What a strange bug. Can anyone reproduce this? Am I still missing something? Am I just straight up cursed? Port 8000 and 8080 were the other two.

I think there’s a fundamental misconception here. Using the rule you describe, when the originating device is making an outbound connection the source port is the originating port and the destination port is the target. When receiving a connection, the destination port is the recipient port.

Outbound Connections
Source port - the port from which the connection is initiated
Destination Port - the port on the target device the connection is being made to

Inbound
Source port - For inbound connections is not relevant
Destination port - The port used to receive inbound connections

Other scenarios are:

Stateful connections, In which the inbound connection will be received on whichever port the originating client specified when making the original outbound connection. In this case we don’t craft specific rules, as the port used is dynamically chosen.
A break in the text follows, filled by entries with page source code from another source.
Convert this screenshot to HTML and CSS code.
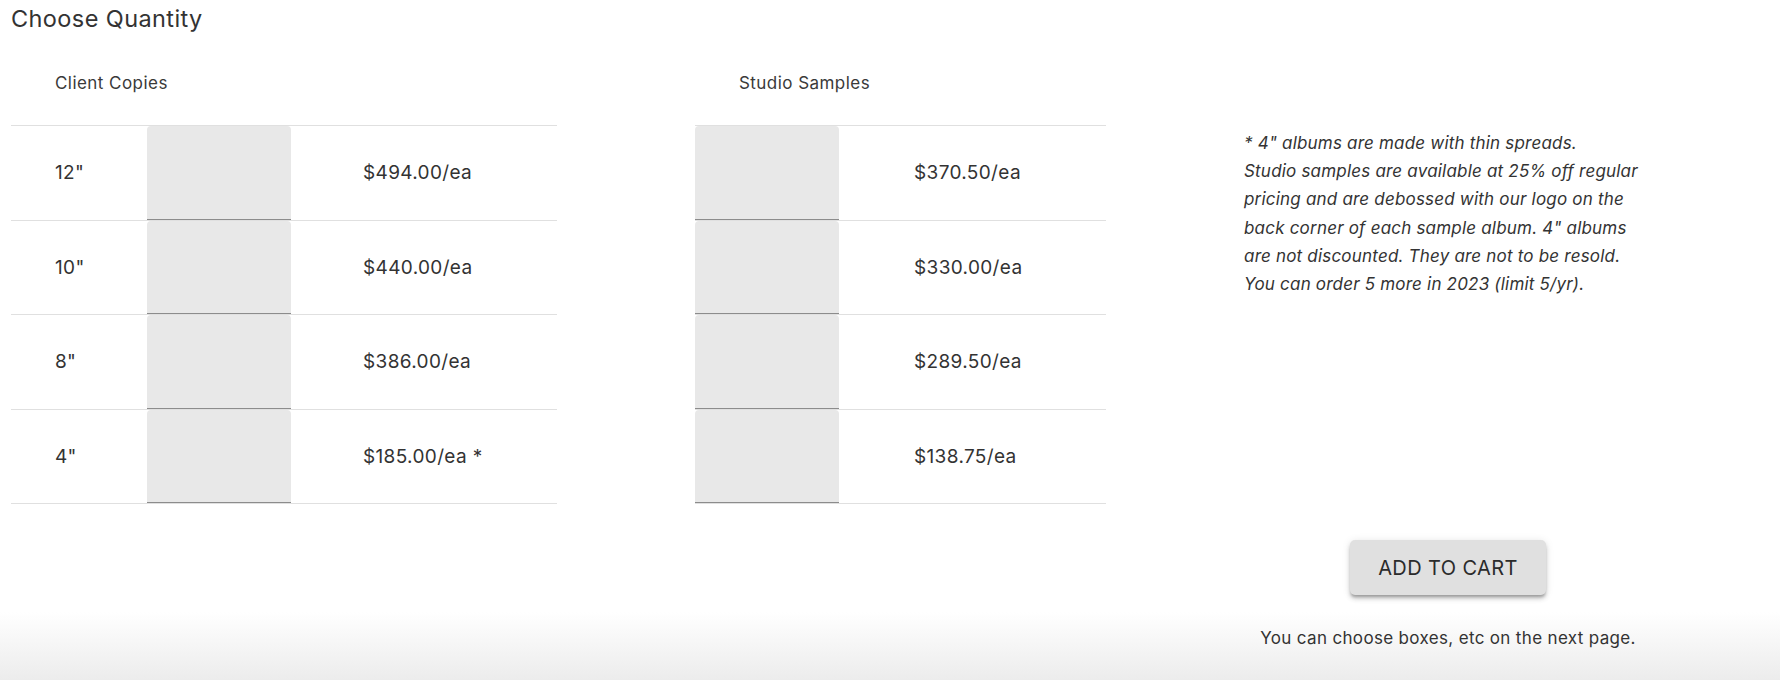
FILE: index.html
```html
<!DOCTYPE html>
<html lang="en">
<head>
<meta charset="utf-8">
<title>Choose Quantity</title>
<link rel="stylesheet" href="styles.css">
</head>
<body>
<div class="page">
  <h1 class="title">Choose Quantity</h1>
  <div class="main">
    <div class="qty qty-client">
      <div class="qty-head">Client Copies</div>
      <div class="qty-row"><div class="size">12"</div><div class="field"></div><div class="price">$494.00/ea</div></div>
      <div class="qty-row"><div class="size">10"</div><div class="field"></div><div class="price">$440.00/ea</div></div>
      <div class="qty-row"><div class="size">8"</div><div class="field"></div><div class="price">$386.00/ea</div></div>
      <div class="qty-row"><div class="size">4"</div><div class="field"></div><div class="price">$185.00/ea *</div></div>
    </div>
    <div class="qty qty-studio">
      <div class="qty-head">Studio Samples</div>
      <div class="qty-row"><div class="field"></div><div class="price">$370.50/ea</div></div>
      <div class="qty-row"><div class="field"></div><div class="price">$330.00/ea</div></div>
      <div class="qty-row"><div class="field"></div><div class="price">$289.50/ea</div></div>
      <div class="qty-row"><div class="field"></div><div class="price">$138.75/ea</div></div>
    </div>
    <div class="side">
      <p class="note">* 4" albums are made with thin spreads.<br>Studio samples are available at 25% off regular<br>pricing and are debossed with our logo on the<br>back corner of each sample album. 4" albums<br>are not discounted. They are not to be resold.<br>You can order 5 more in 2023 (limit 5/yr).</p>
      <button class="cart-btn" type="button">ADD TO CART</button>
      <p class="hint">You can choose boxes, etc on the next page.</p>
    </div>
  </div>
</div>
</body>
</html>
```

FILE: styles.css
```css
html, body {
  margin: 0;
  padding: 0;
}
body {
  min-height: 680px;
  background: linear-gradient(to bottom, #ffffff 0, #ffffff 612px, #ececec 680px);
  font-family: Inter, "Open Sans", sans-serif;
  color: #333333;
}
.page {
  padding-left: 11px;
}
.title {
  margin: 0;
  height: 40px;
  padding-top: 4px;
  box-sizing: border-box;
  font-size: 23.5px;
  letter-spacing: 0.4px;
  line-height: 30px;
  font-weight: 400;
  color: #333333;
}
.main {
  display: flex;
  align-items: flex-start;
}
.qty-client {
  width: 546px;
}
.qty-studio {
  width: 411px;
  margin-left: 138px;
}
.qty-head {
  height: 85px;
  display: flex;
  align-items: center;
  padding-left: 44px;
  font-size: 17px;
  letter-spacing: 0.45px;
  color: #3a3a3a;
}
.qty-row {
  display: flex;
  align-items: stretch;
  height: 94.5px;
  box-sizing: border-box;
  border-top: 1px solid #e0e0e0;
}
.qty-row:last-child {
  border-bottom: 1px solid #e0e0e0;
  height: 95.5px;
}
.size {
  width: 136px;
  box-sizing: border-box;
  padding-left: 44px;
  display: flex;
  align-items: center;
  font-size: 19px;
  letter-spacing: 0.35px;
}
.field {
  width: 144px;
  box-sizing: border-box;
  background: #e8e8e8;
  border-radius: 4px 4px 0 0;
  border-bottom: 1px solid #8c8c8c;
}
.price {
  display: flex;
  align-items: center;
  font-size: 19px;
  letter-spacing: 0.35px;
}
.qty-client .price {
  padding-left: 72px;
}
.qty-studio .price {
  padding-left: 75px;
}
.side {
  flex: 1;
  margin-left: 10px;
  display: flex;
  flex-direction: column;
  align-items: center;
}
.note {
  margin: 89px 0 0;
  width: 408px;
  font-size: 17px;
  letter-spacing: 0.2px;
  line-height: 28.2px;
  font-style: italic;
  white-space: nowrap;
  color: #333333;
}
.cart-btn {
  margin-top: 242px;
  width: 196px;
  height: 55px;
  border: 0;
  border-radius: 5px;
  background: #e0e0e0;
  color: #2b2b2b;
  font-family: inherit;
  font-size: 20px;
  letter-spacing: 0.4px;
  font-weight: 400;
  box-shadow: 0 3px 3px -1px rgba(0,0,0,0.25), 0 4px 5px 0 rgba(0,0,0,0.14), 0 1px 8px 0 rgba(0,0,0,0.10);
}
.hint {
  margin: 31px 0 0;
  font-size: 17px;
  letter-spacing: 0.34px;
  line-height: 24px;
  color: #333333;
}
```
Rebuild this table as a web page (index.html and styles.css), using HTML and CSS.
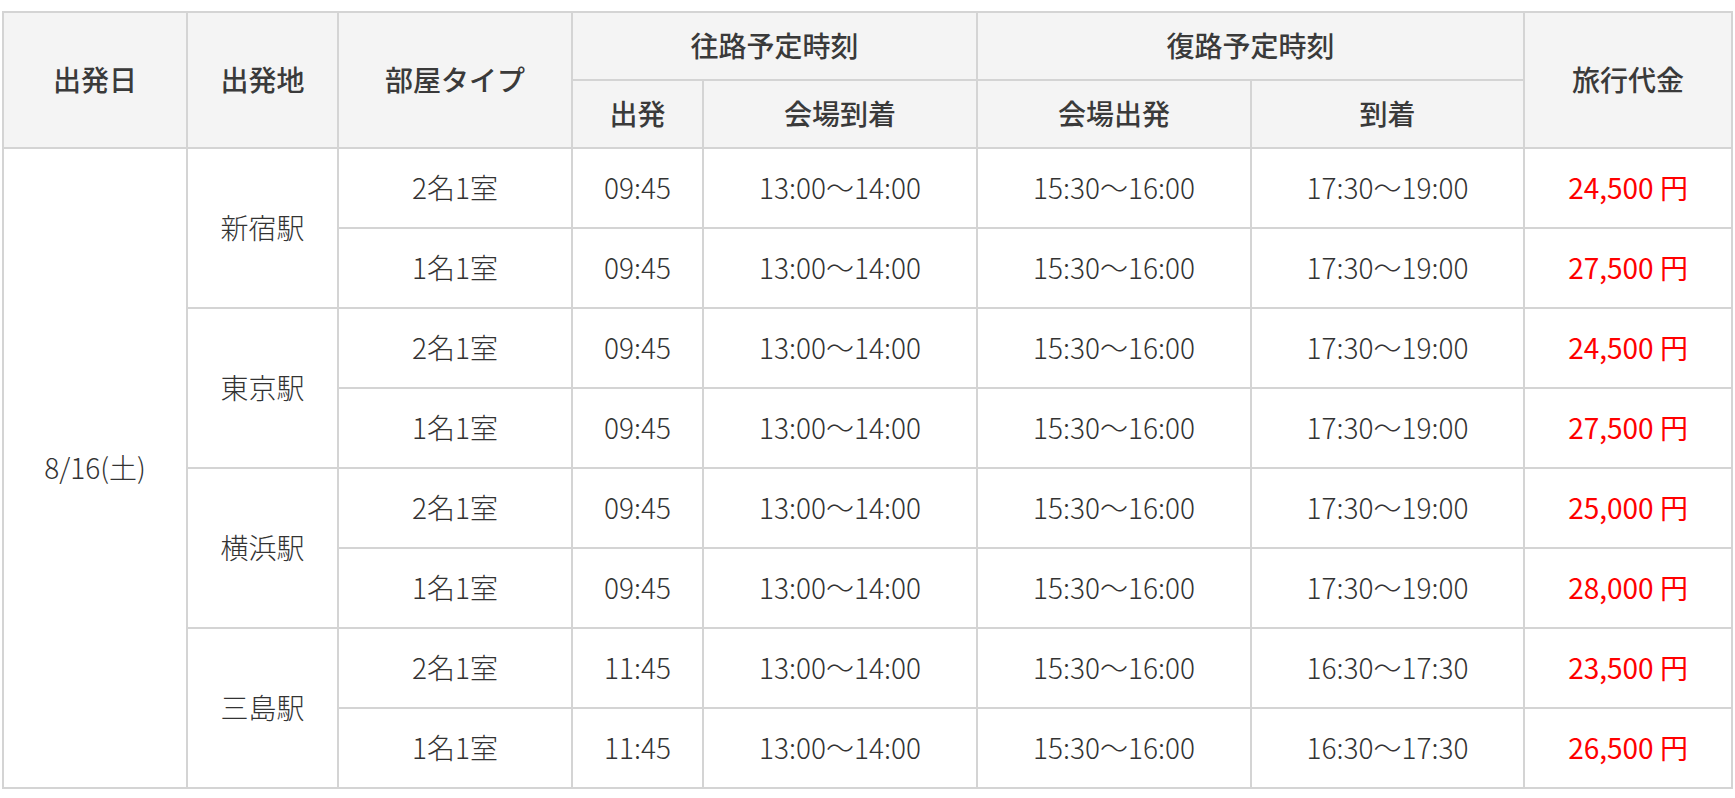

Application needs make outbound connections on one port and receive inbound connections on a different port. In this case you’d generally use two rules for the same application, one for outbound and one for inbound. For example:

Outbound rule - Source port = Any —> Destination port= 3000
Inbound rule - Source port = Any —> Destination port = 2000

I guess you could also make a single completely generic rule :-\

In/Out —> Source port = Any - Destination port = Any

As for Apache, something very interesting happened when I did as you said - deleted the rule, and let it be auto-created by the pop-up. The rule that was created obviously had specific IPs set (which I then set to 'Any'), but it was created otherwise identical to the rule that I posted in my above screenshot.

That’s one of the annoying quirks of inbound auto rule generation. For some reason it always creates a ‘generic’ rule, regardless of settings, which is a contrast to outbound auto rule generation, where the amount of detail is controlled by the Alert frequency.

...What a strange bug. Can anyone reproduce this? Am I still missing something? Am I just straight up cursed? Port 8000 and 8080 were the other two.

I did recreate the rule you described in your image, with the ports defined in the port set, it made no difference to the way the Apache rule worked, which is as it should be.

That’s exactly what I just described though and is the core of my point. “Desintation” in that scenario refers to two different ports, as you just said. With two separate In and Out rules, that’s not a problem, but when you have a single in/out rule, that creates a fundamental conflict.

Yep, I agree and have no problem with that.

Ah-ha! Thank you! You’ve finally answered my question. :wink:

So, in that scenario, you have to create two separate rules because CIS cannot handle it within the one in/out rule. I was originally asking how CIS would handle this; I guess it just doesn’t. Can you see how this rule would be possible if the port tabs acted in a “remote” and “local” fashion though?

That’s alright, I’m not actually bothered by that. Normally, I can just hand-edit the rule after it’s created it (as I’d want to add my own description anyway). In this case, I suppose that if it had created a more specific rule, I wouldn’t have noticed this problem.

Yeah, I agree that the rule shown in the the two screenshots that we posted is how it should work. Not quite sure why having certain ports in a port-set caused it to fail. I’ll give a bash at re-installing it. Either way, it’s how it’s set up now (minus a few ports in the set) and is working as it should, so thank you - I wouldn’t have caught this unless I let it recreate the rule itself as you suggested. :slight_smile:

Using the ‘generic’ rule I posted would also work. I haven’t tried it, but I think adding the different ports required to the rule would also work. So in the destination field you have 2000 and 3000 listed.